Sou livre. Livre de me perder na luz do Sol com o entusiasmo de uma criança que descobre o mundo pela primeira vez. Livre de sentir o que cada segundo me possa trazer de novo. Livre de me ir embora para qualquer outro lugar a qualquer momento. Estou aberta ao mundo. Sinto tudo sem constrangimentos. Não me interessam o passado nem o futuro. Quero ser feliz agora.
E a felicidade pode ser uma corrida até lá abaixo, ao pé do mar, ou um mergulho na espuma branca das ondas.
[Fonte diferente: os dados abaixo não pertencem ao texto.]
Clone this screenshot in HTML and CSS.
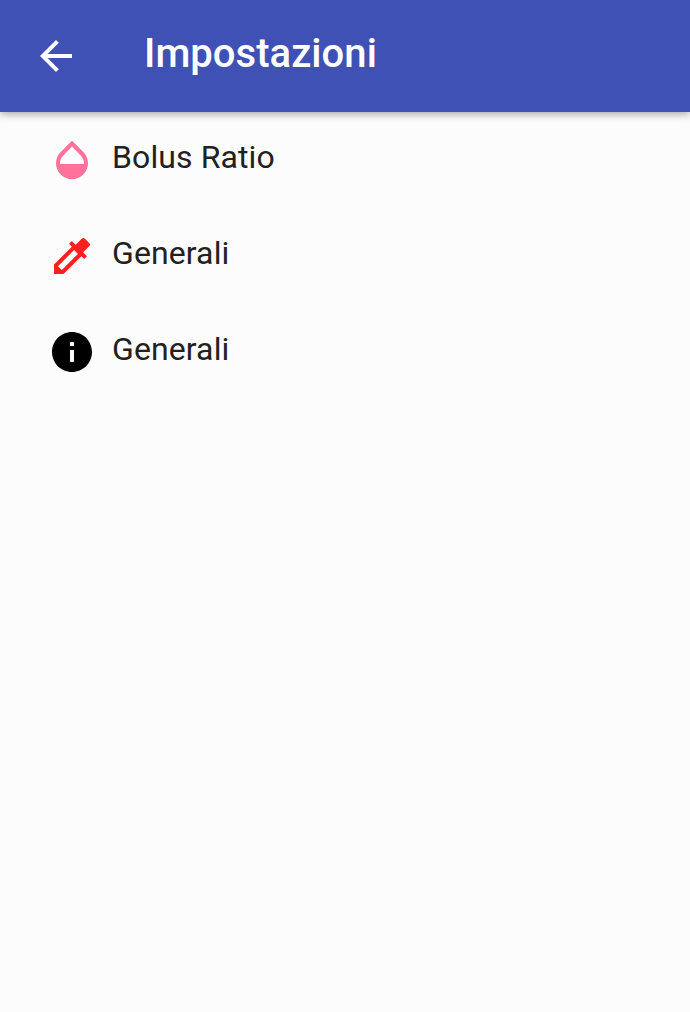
FILE: index.html
```html
<!DOCTYPE html>
<html lang="it">
<head>
<meta charset="utf-8">
<title>Impostazioni</title>
<link rel="stylesheet" href="styles.css">
</head>
<body>
<header class="toolbar">
  <svg class="back" viewBox="0 0 24 24"><path d="M20 11H7.83l5.59-5.59L12 4l-8 8 8 8 1.41-1.41L7.83 13H20v-2z"/></svg>
  <h1 class="title">Impostazioni</h1>
</header>
<main class="list">
  <div class="item">
    <svg class="icon pink" viewBox="0 0 24 24"><path d="M17.66 8L12 2.35 6.34 8C4.78 9.56 4 11.64 4 13.64s.78 4.11 2.34 5.67 3.61 2.35 5.66 2.35 4.1-.79 5.66-2.35S20 15.64 20 13.64 19.22 9.56 17.66 8zM6 14c.01-2 .62-3.27 1.76-4.4L12 5.27l4.24 4.38C17.38 10.77 17.99 12 18 14H6z"/></svg>
    <span class="label">Bolus Ratio</span>
  </div>
  <div class="item">
    <svg class="icon red" viewBox="0 0 24 24"><path d="M20.71 5.63l-2.34-2.34c-.39-.39-1.02-.39-1.41 0l-3.12 3.12-1.93-1.91-1.41 1.41 1.42 1.42L3 16.25V21h4.75l8.92-8.92 1.42 1.42 1.41-1.41-1.92-1.92 3.12-3.12c.4-.4.4-1.03.01-1.42zM6.92 19L5 17.08l8.06-8.06 1.92 1.92L6.92 19z"/></svg>
    <span class="label">Generali</span>
  </div>
  <div class="item">
    <svg class="icon" viewBox="0 0 24 24"><path d="M12 2C6.48 2 2 6.48 2 12s4.48 10 10 10 10-4.48 10-10S17.52 2 12 2zm1 15h-2v-6h2v6zm0-8h-2V7h2v2z"/></svg>
    <span class="label">Generali</span>
  </div>
</main>
</body>
</html>
```
FILE: styles.css
```css
body {
  margin: 0;
  min-height: 100vh;
  background: #fcfcfc;
  font-family: Roboto, sans-serif;
}

.toolbar {
  display: flex;
  align-items: center;
  box-sizing: border-box;
  height: 112px;
  padding-left: 32px;
  background: #3f51b5;
  box-shadow: 0 2px 8px rgba(0, 0, 0, 0.35);
}

.back {
  width: 48px;
  height: 48px;
  fill: #fff;
}

.title {
  margin: 0 0 4px 64px;
  font-size: 40px;
  line-height: 48px;
  font-weight: 500;
  letter-spacing: 0.05px;
  color: #fff;
}

.item {
  display: flex;
  align-items: center;
  height: 96px;
  padding-left: 48px;
}

.icon {
  width: 48px;
  height: 48px;
  fill: #000;
}

.pink {
  fill: #ff7299;
}

.red {
  fill: #ff1f1f;
}

.label {
  margin: 0 0 6px 16px;
  font-size: 32px;
  line-height: 40px;
  letter-spacing: 0.1px;
  color: #212121;
}
```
Nunca é tarde para arriscar!
Dou-te a mão, enterramos os pés na areia e eu digo-te «Hoje passei por um campo cheio, cheio de papoilas vermelhas. Senti o cheiro do Verão entrar-me pelas narinas enquanto caminhava em direcção ao mar, mãos abertas, vermelho nos olhos.» É bom ter alguém a quem dar a mão e falar sobre as cores! O vento vem despentear-nos os cabelos. Pensamos na corrida. Não temos pressa. Ainda há muito Verão para sentir, descobrir. E tu dizes-me «Que pena não podermos aproveitar melhor o vento... Se ao menos tivéssemos asas, ou velas, podíamos percorrer o azul...» e os teus olhos brilham, a tua vontade cresce luz adentro.Um, dois, três! Aqui vamos! O barulho dos pés na areia... Pára! Detemo-nos um momento. Saboreamo-lo. Uma onda vem molhar-nos os pés. Esperámos tanto tempo por isto tudo, agora é preciso sabermos muito bem de que matéria queremos ser feitas. Por dentro e por fora. Como as árvores com cascas duras, vidas inteiras de histórias para contar, folhas verdes, frutos, sombra... Como as árvores.